→ **Rows from a dataset of pages and code**
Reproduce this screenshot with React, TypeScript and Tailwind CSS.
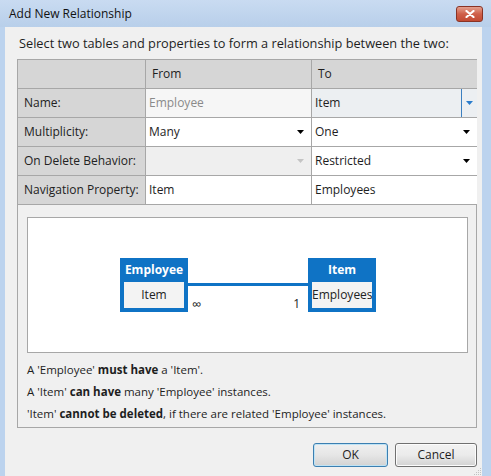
const Caret = ({ color = "#000" }: { color?: string }) => (
  <svg width="7" height="4" viewBox="0 0 7 4" className="shrink-0">
    <path d="M0 0h7L3.5 4z" fill={color} />
  </svg>
);

const EntityBox = ({ title, prop }: { title: string; prop: string }) => (
  <div className="w-[68px] h-[54px] bg-[#0f73c5] flex flex-col">
    <div className="h-[24px] leading-[24px] text-center text-white font-bold">{title}</div>
    <div className="mx-[4px] h-[26px] leading-[26px] bg-[#f3f3f3] text-center text-[#222]">{prop}</div>
  </div>
);

const labelCell = "h-[29px] border-r border-b border-[#a7a7a7] bg-[#d6d6d6] flex items-center pl-[6px] text-[#222]";
const valueCell = "h-[29px] border-r border-b border-[#a7a7a7] flex items-center pl-[3px] pr-[7px]";

export default function App() {
  return (
    <div className="w-[491px] h-[476px] bg-[#bcd3ee] flex flex-col overflow-hidden text-[12px] text-[#1e1e1e] font-['Segoe_UI','Open_Sans',sans-serif]">
      {/* title bar */}
      <div className="h-[27px] shrink-0 flex items-center pl-[9px] pr-[8px] bg-gradient-to-b from-[#c9dbf1] to-[#b8cfea]">
        <span className="text-[#111]">Add New Relationship</span>
        <div className="ml-auto w-[27px] h-[16px] rounded-[3px] border border-[#8a3325] bg-gradient-to-b from-[#e3a08f] via-[#cf5f49] to-[#c24a33] flex items-center justify-center">
          <svg width="10" height="8" viewBox="0 0 10 8">
            <path d="M1.5 1L8.5 7M8.5 1L1.5 7" stroke="#fff" strokeWidth="2.2" strokeLinecap="round" />
          </svg>
        </div>
      </div>

      {/* client area */}
      <div className="flex-1 ml-[5px] mr-[9px] bg-[#f0f0f0] pl-[12px] pr-[5px] pt-[8px] flex flex-col relative">
        <div className="h-[16px] leading-[16px] pl-[2px] text-[12.75px] whitespace-nowrap">
          Select two tables and properties to form a relationship between the two:
        </div>

        <div className="mt-[8px] h-[369px] border border-[#a7a7a7] flex flex-col">
          <div className="grid grid-cols-[128px_166px_165px]">
            <div className={labelCell}></div>
            <div className="h-[29px] border-r border-b border-[#a7a7a7] bg-[#d6d6d6] flex items-center pl-[6px]">From</div>
            <div className="h-[29px] border-b border-[#a7a7a7] bg-[#d6d6d6] flex items-center pl-[6px]">To</div>

            <div className={labelCell}>Name:</div>
            <div className={`${valueCell} bg-[#f6f6f6] text-[#8a8a8a]`}>Employee</div>
            <div className="h-[29px] border-b border-[#a7a7a7] bg-[#eceff2] flex items-center pl-[3px]">
              <span className="flex-1">Item</span>
              <div className="w-[1px] self-stretch bg-[#3b7fc0]"></div>
              <div className="w-[15px] flex justify-center">
                <Caret color="#2a7ccc" />
              </div>
            </div>

            <div className={labelCell}>Multiplicity:</div>
            <div className={`${valueCell} bg-white`}>
              <span className="flex-1">Many</span>
              <Caret />
            </div>
            <div className="h-[29px] border-b border-[#a7a7a7] bg-white flex items-center pl-[3px] pr-[7px]">
              <span className="flex-1">One</span>
              <Caret />
            </div>

            <div className={labelCell}>On Delete Behavior:</div>
            <div className={`${valueCell} bg-[#efefef]`}>
              <span className="flex-1"></span>
              <Caret color="#c4c4c4" />
            </div>
            <div className="h-[29px] border-b border-[#a7a7a7] bg-white flex items-center pl-[3px] pr-[7px]">
              <span className="flex-1">Restricted</span>
              <Caret />
            </div>

            <div className={labelCell}>Navigation Property:</div>
            <div className={`${valueCell} bg-white`}>Item</div>
            <div className="h-[29px] border-b border-[#a7a7a7] bg-white flex items-center pl-[3px]">Employees</div>
          </div>

          {/* relationship diagram */}
          <div className="mt-[12px] ml-[9px] mr-[8px] h-[136px] border border-[#a7a7a7] bg-white flex justify-center pt-[40px] pl-[1px]">
            <EntityBox title="Employee" prop="Item" />
            <div className="w-[120px] flex flex-col">
              <div className="mt-[25px] h-[3px] bg-[#0f73c5]"></div>
              <div className="mt-[10px] flex justify-between pl-[4px] pr-[8px] leading-[16px] text-[#222]">
                <span className="text-[13px]">∞</span>
                <span>1</span>
              </div>
            </div>
            <EntityBox title="Item" prop="Employees" />
          </div>

          <div className="mt-[6px] pl-[9px] flex flex-col leading-[22px] text-[11.5px]">
            <div>
              A 'Employee' <b>must have</b> a 'Item'.
            </div>
            <div>
              A 'Item' <b>can have</b> many 'Employee' instances.
            </div>
            <div>
              'Item' <b>cannot be deleted</b>, if there are related 'Employee' instances.
            </div>
          </div>
        </div>

        <div className="mt-[15px] flex justify-end gap-[7px]">
          <button className="w-[75px] h-[24px] rounded-[3px] border border-[#3c7fb1] bg-gradient-to-b from-[#f0f0f0] via-[#e6e6e6] to-[#d2d2d2] shadow-[inset_0_0_0_1px_#bfe3f5]">
            OK
          </button>
          <button className="w-[82px] h-[24px] rounded-[3px] border border-[#707070] bg-gradient-to-b from-[#f2f2f2] via-[#ebebeb] to-[#d2d2d2] shadow-[inset_0_0_0_1px_#fcfcfc]">
            Cancel
          </button>
        </div>

        {/* resize grip */}
        <svg className="absolute right-0 bottom-0" width="10" height="10" viewBox="0 0 10 10">
          <g fill="#c2c2c2">
            <rect x="8" y="2" width="1" height="1" />
            <rect x="6" y="4" width="1" height="1" />
            <rect x="8" y="4" width="1" height="1" />
            <rect x="4" y="6" width="1" height="1" />
            <rect x="6" y="6" width="1" height="1" />
            <rect x="8" y="6" width="1" height="1" />
            <rect x="2" y="8" width="1" height="1" />
            <rect x="4" y="8" width="1" height="1" />
            <rect x="6" y="8" width="1" height="1" />
            <rect x="8" y="8" width="1" height="1" />
          </g>
        </svg>
      </div>
    </div>
  );
}
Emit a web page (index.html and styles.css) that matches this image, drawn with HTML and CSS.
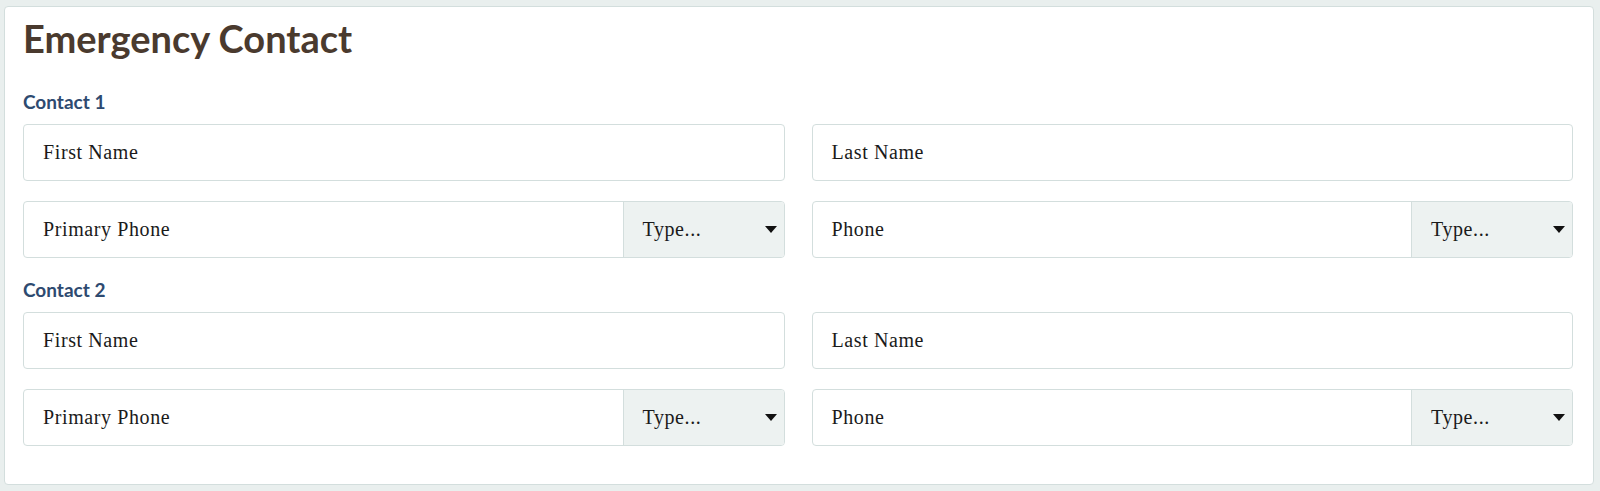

→ **Task description**
Retype the listing exactly. Pictures do not belong in the copy.

→ **Task answer**
Reproduce this screenshot with React, TypeScript and Tailwind CSS.
const Caret = ({ color = "#000" }: { color?: string }) => (
  <svg width="7" height="4" viewBox="0 0 7 4" className="shrink-0">
    <path d="M0 0h7L3.5 4z" fill={color} />
  </svg>
);

const EntityBox = ({ title, prop }: { title: string; prop: string }) => (
  <div className="w-[68px] h-[54px] bg-[#0f73c5] flex flex-col">
    <div className="h-[24px] leading-[24px] text-center text-white font-bold">{title}</div>
    <div className="mx-[4px] h-[26px] leading-[26px] bg-[#f3f3f3] text-center text-[#222]">{prop}</div>
  </div>
);

const labelCell = "h-[29px] border-r border-b border-[#a7a7a7] bg-[#d6d6d6] flex items-center pl-[6px] text-[#222]";
const valueCell = "h-[29px] border-r border-b border-[#a7a7a7] flex items-center pl-[3px] pr-[7px]";

export default function App() {
  return (
    <div className="w-[491px] h-[476px] bg-[#bcd3ee] flex flex-col overflow-hidden text-[12px] text-[#1e1e1e] font-['Segoe_UI','Open_Sans',sans-serif]">
      {/* title bar */}
      <div className="h-[27px] shrink-0 flex items-center pl-[9px] pr-[8px] bg-gradient-to-b from-[#c9dbf1] to-[#b8cfea]">
        <span className="text-[#111]">Add New Relationship</span>
        <div className="ml-auto w-[27px] h-[16px] rounded-[3px] border border-[#8a3325] bg-gradient-to-b from-[#e3a08f] via-[#cf5f49] to-[#c24a33] flex items-center justify-center">
          <svg width="10" height="8" viewBox="0 0 10 8">
            <path d="M1.5 1L8.5 7M8.5 1L1.5 7" stroke="#fff" strokeWidth="2.2" strokeLinecap="round" />
          </svg>
        </div>
      </div>

      {/* client area */}
      <div className="flex-1 ml-[5px] mr-[9px] bg-[#f0f0f0] pl-[12px] pr-[5px] pt-[8px] flex flex-col relative">
        <div className="h-[16px] leading-[16px] pl-[2px] text-[12.75px] whitespace-nowrap">
          Select two tables and properties to form a relationship between the two:
        </div>

        <div className="mt-[8px] h-[369px] border border-[#a7a7a7] flex flex-col">
          <div className="grid grid-cols-[128px_166px_165px]">
            <div className={labelCell}></div>
            <div className="h-[29px] border-r border-b border-[#a7a7a7] bg-[#d6d6d6] flex items-center pl-[6px]">From</div>
            <div className="h-[29px] border-b border-[#a7a7a7] bg-[#d6d6d6] flex items-center pl-[6px]">To</div>

            <div className={labelCell}>Name:</div>
            <div className={`${valueCell} bg-[#f6f6f6] text-[#8a8a8a]`}>Employee</div>
            <div className="h-[29px] border-b border-[#a7a7a7] bg-[#eceff2] flex items-center pl-[3px]">
              <span className="flex-1">Item</span>
              <div className="w-[1px] self-stretch bg-[#3b7fc0]"></div>
              <div className="w-[15px] flex justify-center">
                <Caret color="#2a7ccc" />
              </div>
            </div>

            <div className={labelCell}>Multiplicity:</div>
            <div className={`${valueCell} bg-white`}>
              <span className="flex-1">Many</span>
              <Caret />
            </div>
            <div className="h-[29px] border-b border-[#a7a7a7] bg-white flex items-center pl-[3px] pr-[7px]">
              <span className="flex-1">One</span>
              <Caret />
            </div>

            <div className={labelCell}>On Delete Behavior:</div>
            <div className={`${valueCell} bg-[#efefef]`}>
              <span className="flex-1"></span>
              <Caret color="#c4c4c4" />
            </div>
            <div className="h-[29px] border-b border-[#a7a7a7] bg-white flex items-center pl-[3px] pr-[7px]">
              <span className="flex-1">Restricted</span>
              <Caret />
            </div>

            <div className={labelCell}>Navigation Property:</div>
            <div className={`${valueCell} bg-white`}>Item</div>
            <div className="h-[29px] border-b border-[#a7a7a7] bg-white flex items-center pl-[3px]">Employees</div>
          </div>

          {/* relationship diagram */}
          <div className="mt-[12px] ml-[9px] mr-[8px] h-[136px] border border-[#a7a7a7] bg-white flex justify-center pt-[40px] pl-[1px]">
            <EntityBox title="Employee" prop="Item" />
            <div className="w-[120px] flex flex-col">
              <div className="mt-[25px] h-[3px] bg-[#0f73c5]"></div>
              <div className="mt-[10px] flex justify-between pl-[4px] pr-[8px] leading-[16px] text-[#222]">
                <span className="text-[13px]">∞</span>
                <span>1</span>
              </div>
            </div>
            <EntityBox title="Item" prop="Employees" />
          </div>

          <div className="mt-[6px] pl-[9px] flex flex-col leading-[22px] text-[11.5px]">
            <div>
              A 'Employee' <b>must have</b> a 'Item'.
            </div>
            <div>
              A 'Item' <b>can have</b> many 'Employee' instances.
            </div>
            <div>
              'Item' <b>cannot be deleted</b>, if there are related 'Employee' instances.
            </div>
          </div>
        </div>

        <div className="mt-[15px] flex justify-end gap-[7px]">
          <button className="w-[75px] h-[24px] rounded-[3px] border border-[#3c7fb1] bg-gradient-to-b from-[#f0f0f0] via-[#e6e6e6] to-[#d2d2d2] shadow-[inset_0_0_0_1px_#bfe3f5]">
            OK
          </button>
          <button className="w-[82px] h-[24px] rounded-[3px] border border-[#707070] bg-gradient-to-b from-[#f2f2f2] via-[#ebebeb] to-[#d2d2d2] shadow-[inset_0_0_0_1px_#fcfcfc]">
            Cancel
          </button>
        </div>

        {/* resize grip */}
        <svg className="absolute right-0 bottom-0" width="10" height="10" viewBox="0 0 10 10">
          <g fill="#c2c2c2">
            <rect x="8" y="2" width="1" height="1" />
            <rect x="6" y="4" width="1" height="1" />
            <rect x="8" y="4" width="1" height="1" />
            <rect x="4" y="6" width="1" height="1" />
            <rect x="6" y="6" width="1" height="1" />
            <rect x="8" y="6" width="1" height="1" />
            <rect x="2" y="8" width="1" height="1" />
            <rect x="4" y="8" width="1" height="1" />
            <rect x="6" y="8" width="1" height="1" />
            <rect x="8" y="8" width="1" height="1" />
          </g>
        </svg>
      </div>
    </div>
  );
}
Emit a web page (index.html and styles.css) that matches this image, drawn with HTML and CSS.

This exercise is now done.